» Data section:
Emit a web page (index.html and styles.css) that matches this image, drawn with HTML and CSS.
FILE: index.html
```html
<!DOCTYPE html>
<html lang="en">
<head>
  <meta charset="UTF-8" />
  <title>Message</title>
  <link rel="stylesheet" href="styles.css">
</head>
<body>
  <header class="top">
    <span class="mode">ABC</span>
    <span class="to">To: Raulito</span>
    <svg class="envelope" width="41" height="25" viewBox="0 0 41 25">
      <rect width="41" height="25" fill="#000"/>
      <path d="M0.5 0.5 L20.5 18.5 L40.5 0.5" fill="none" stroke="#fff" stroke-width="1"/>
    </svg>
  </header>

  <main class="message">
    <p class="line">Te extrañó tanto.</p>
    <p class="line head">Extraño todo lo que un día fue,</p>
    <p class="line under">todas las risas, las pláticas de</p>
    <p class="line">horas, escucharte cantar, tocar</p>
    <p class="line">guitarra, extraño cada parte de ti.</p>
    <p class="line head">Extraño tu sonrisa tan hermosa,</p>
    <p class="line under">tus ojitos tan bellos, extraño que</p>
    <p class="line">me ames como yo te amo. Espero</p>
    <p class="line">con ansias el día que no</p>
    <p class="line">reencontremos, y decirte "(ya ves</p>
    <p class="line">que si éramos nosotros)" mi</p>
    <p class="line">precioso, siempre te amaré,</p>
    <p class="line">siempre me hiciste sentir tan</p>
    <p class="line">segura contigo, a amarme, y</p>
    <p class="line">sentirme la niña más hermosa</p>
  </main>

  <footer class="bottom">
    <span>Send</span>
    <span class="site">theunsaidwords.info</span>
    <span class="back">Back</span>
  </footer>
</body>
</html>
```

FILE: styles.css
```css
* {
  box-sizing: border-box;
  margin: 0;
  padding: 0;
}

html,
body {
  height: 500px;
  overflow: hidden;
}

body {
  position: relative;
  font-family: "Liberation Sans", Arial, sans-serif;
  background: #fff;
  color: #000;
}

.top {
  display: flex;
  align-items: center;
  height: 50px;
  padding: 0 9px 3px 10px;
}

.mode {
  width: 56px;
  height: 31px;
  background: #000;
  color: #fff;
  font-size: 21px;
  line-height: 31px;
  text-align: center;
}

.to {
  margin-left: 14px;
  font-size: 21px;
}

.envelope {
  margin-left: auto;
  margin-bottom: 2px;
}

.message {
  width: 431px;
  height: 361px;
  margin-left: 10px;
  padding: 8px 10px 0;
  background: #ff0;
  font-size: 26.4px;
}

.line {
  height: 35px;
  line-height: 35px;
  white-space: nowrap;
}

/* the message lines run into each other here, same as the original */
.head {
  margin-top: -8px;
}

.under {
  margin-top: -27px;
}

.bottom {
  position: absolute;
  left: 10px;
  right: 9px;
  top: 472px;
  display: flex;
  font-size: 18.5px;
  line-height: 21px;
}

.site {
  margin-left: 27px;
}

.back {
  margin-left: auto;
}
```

--

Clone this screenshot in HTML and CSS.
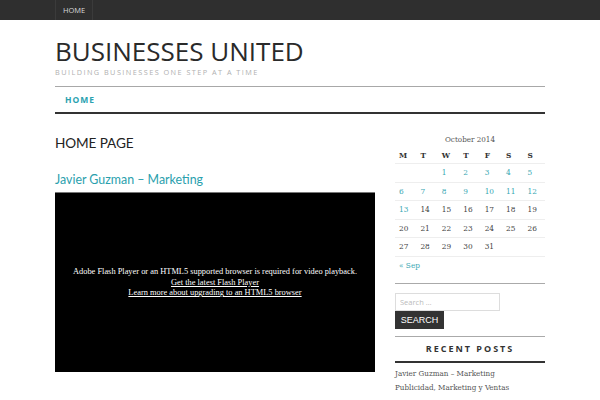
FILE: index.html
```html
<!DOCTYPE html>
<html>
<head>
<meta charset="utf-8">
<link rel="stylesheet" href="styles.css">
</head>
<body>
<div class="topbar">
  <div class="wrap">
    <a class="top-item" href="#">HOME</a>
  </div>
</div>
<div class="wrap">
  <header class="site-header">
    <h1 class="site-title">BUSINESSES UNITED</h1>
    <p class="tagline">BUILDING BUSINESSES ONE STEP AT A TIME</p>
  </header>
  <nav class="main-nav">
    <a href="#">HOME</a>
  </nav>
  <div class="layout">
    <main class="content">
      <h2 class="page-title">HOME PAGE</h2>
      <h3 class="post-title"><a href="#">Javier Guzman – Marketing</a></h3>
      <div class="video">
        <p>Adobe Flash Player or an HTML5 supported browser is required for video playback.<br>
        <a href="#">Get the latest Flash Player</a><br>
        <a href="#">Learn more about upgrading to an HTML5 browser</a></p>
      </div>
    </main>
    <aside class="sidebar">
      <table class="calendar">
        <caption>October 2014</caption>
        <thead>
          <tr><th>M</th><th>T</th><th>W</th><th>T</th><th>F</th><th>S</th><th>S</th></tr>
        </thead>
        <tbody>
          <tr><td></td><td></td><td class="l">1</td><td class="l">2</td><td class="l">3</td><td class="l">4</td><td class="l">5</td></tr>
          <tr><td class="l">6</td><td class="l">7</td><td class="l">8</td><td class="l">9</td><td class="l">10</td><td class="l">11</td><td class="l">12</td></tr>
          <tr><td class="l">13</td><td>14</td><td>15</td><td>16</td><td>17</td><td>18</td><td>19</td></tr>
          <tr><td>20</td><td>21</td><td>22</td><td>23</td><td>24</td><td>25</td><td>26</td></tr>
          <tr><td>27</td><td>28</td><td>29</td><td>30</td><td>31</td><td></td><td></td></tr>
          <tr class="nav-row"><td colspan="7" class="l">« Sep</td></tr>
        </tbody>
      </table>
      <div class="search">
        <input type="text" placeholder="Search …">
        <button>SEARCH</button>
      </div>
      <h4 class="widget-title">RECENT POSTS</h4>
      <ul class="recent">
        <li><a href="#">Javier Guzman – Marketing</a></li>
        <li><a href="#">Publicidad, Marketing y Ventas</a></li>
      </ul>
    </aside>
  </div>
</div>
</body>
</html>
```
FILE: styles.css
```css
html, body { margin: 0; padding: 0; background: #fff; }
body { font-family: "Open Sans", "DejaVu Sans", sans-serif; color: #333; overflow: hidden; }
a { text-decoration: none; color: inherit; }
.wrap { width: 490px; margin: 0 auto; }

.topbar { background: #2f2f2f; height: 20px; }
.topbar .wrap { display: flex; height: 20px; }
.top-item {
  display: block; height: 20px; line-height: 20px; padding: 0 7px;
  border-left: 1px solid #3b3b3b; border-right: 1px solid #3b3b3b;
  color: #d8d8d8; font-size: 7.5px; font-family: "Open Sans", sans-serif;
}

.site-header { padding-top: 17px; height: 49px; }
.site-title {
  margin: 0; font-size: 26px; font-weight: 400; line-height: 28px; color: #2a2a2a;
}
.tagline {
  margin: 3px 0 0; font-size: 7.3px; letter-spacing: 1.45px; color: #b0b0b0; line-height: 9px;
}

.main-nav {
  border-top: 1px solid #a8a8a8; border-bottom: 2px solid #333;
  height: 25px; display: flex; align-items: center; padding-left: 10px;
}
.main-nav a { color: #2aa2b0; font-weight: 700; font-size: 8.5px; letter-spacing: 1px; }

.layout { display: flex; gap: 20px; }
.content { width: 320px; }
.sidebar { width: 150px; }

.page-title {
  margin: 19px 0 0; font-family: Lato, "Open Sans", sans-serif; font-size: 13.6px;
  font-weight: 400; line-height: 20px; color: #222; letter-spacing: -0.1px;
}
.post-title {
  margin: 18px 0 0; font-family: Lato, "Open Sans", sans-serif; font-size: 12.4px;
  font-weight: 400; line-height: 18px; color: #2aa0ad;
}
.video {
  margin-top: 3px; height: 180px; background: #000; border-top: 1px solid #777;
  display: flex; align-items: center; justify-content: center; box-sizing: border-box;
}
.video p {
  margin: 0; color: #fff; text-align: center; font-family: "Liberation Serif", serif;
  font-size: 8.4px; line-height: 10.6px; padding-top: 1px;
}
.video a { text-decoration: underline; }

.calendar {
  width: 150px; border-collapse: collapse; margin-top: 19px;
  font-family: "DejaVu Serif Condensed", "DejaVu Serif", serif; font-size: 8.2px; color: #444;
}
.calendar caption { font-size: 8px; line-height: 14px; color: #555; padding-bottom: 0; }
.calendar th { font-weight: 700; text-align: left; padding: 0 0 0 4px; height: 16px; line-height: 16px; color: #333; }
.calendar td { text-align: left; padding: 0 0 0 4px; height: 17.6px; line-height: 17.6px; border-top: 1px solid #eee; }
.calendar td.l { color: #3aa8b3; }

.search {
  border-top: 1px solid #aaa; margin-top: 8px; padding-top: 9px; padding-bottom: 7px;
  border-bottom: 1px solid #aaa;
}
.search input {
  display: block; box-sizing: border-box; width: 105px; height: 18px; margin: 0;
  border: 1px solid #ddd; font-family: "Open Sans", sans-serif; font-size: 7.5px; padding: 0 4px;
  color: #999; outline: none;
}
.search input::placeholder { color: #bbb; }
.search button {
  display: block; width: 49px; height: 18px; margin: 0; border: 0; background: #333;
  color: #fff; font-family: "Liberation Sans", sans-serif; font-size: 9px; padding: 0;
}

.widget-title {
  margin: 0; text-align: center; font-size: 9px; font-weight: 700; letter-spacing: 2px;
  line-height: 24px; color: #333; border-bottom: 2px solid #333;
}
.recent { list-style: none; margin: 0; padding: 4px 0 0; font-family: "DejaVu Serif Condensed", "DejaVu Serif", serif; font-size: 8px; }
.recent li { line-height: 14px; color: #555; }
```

---

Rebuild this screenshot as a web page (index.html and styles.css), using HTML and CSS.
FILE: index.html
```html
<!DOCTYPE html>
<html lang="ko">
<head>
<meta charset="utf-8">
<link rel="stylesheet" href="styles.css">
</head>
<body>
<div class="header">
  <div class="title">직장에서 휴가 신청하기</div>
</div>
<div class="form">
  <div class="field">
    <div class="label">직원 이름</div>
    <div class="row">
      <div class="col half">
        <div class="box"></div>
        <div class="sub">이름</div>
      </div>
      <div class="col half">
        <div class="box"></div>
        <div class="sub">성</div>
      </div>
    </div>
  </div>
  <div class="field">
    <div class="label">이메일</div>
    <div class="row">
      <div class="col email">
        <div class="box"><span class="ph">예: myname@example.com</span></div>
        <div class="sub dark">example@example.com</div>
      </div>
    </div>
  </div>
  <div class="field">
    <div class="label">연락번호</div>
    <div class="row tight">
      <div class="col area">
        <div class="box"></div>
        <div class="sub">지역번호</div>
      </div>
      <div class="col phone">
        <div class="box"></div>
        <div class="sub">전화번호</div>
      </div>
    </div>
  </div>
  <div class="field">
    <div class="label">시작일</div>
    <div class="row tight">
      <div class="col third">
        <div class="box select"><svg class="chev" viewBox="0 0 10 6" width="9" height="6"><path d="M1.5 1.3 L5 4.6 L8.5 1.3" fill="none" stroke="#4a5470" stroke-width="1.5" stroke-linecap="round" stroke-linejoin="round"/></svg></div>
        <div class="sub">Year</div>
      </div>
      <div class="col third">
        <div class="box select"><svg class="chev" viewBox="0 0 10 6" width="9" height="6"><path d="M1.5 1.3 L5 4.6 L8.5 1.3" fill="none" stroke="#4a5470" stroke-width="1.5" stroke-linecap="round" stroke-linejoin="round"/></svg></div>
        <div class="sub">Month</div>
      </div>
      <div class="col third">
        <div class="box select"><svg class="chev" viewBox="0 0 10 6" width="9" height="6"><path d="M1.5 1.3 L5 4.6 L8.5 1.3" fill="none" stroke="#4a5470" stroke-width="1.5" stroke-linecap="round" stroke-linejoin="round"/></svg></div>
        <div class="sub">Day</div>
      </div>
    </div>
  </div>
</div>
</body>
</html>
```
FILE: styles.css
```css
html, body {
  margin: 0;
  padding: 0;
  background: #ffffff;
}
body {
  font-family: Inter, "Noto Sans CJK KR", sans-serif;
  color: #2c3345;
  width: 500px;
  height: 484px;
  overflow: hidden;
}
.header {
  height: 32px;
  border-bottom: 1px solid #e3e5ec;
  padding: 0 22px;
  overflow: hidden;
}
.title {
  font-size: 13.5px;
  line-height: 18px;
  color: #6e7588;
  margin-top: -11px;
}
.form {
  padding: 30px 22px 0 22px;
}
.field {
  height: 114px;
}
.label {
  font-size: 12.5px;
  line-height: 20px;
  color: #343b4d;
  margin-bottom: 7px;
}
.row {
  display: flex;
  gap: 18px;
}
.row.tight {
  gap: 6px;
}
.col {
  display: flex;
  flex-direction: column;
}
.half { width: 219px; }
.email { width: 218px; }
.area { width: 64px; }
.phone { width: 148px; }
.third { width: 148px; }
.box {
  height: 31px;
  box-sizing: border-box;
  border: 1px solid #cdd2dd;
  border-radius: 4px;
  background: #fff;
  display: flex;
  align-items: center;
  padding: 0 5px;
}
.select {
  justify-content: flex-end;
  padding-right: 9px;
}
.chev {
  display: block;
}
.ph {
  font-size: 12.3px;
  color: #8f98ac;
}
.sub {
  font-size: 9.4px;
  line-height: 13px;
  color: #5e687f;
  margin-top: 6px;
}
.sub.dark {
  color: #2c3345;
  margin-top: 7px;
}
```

» Goal of the exercise:
Out of the material above, gather each line where "screenshot" appears.

» Solution to this exercise:
Clone this screenshot in HTML and CSS.
Rebuild this screenshot as a web page (index.html and styles.css), using HTML and CSS.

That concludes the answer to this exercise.